# The Nth Derivative of a Function (General Form)

by RocketSurgery
Tags: derivative, form, function
 HW Helper P: 2,566 That formula isn't quite applicable to this problem, since you can only take the factorial of integers. There is a generalization of the factorial to non-integers which makes that true for all k, but it's a little complicated, and not worth the effort for this problem (unless you're interested). Do you know the derivation of that formula? You can use induction to prove it, but it's simple to see where it comes from by just writing out the first few derivatives in general form: $$\frac{d}{dx}\left(x^k \right) = k x^{k-1}$$ $$\frac{d^2}{dx^2}\left(x^k \right) = k(k-1) x^{k-2}$$ ... $$\frac{d^a}{dx^a}\left(x^k \right) = k(k-1)...(k-a+1) x^{k-a}$$ This is true for any k. Then if k was an integer we'd notice that: $$k(k-1)...(k-a+1) = \frac{k(k-1)...(k-a+1)(k-a)...(2)(1)}{(k-a)...(2)(1)} = \frac{k!}{(k-a)!}$$ which gives the formula.
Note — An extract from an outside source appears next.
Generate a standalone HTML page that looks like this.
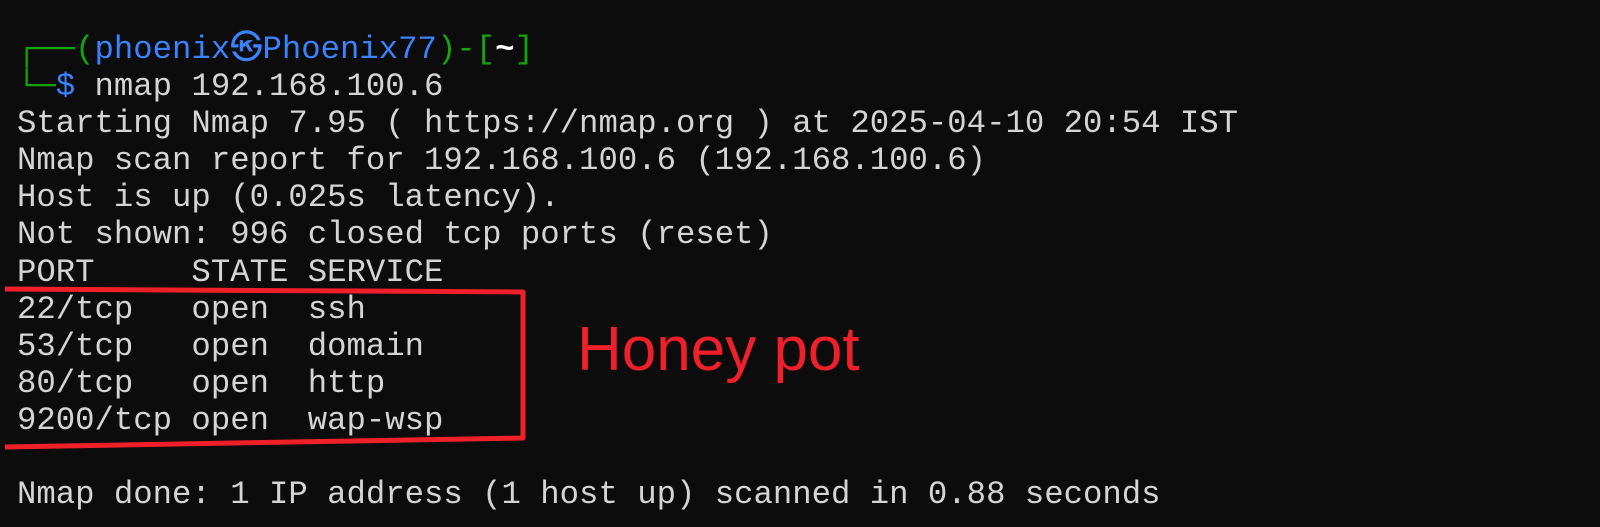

When k is not an integer, you can't do this. But when k is 1/2, you can do something like it: $$\frac{1}{2}\left(\frac{1}{2}-1\right) = \frac{1}{2}\left(-\frac{1}{2}\right) = - \frac{1}{4}$$ $$\frac{1}{2}\left(\frac{1}{2}-1\right) \left(\frac{1}{2}-2\right) = \frac{1}{2}\left(-\frac{1}{2}\right)\left(-\frac{3}{2}\right) = \frac{3}{8}$$ Can you see where this is going, and come up with a formula for k(k-1)...(k-a+1) when k=1/2?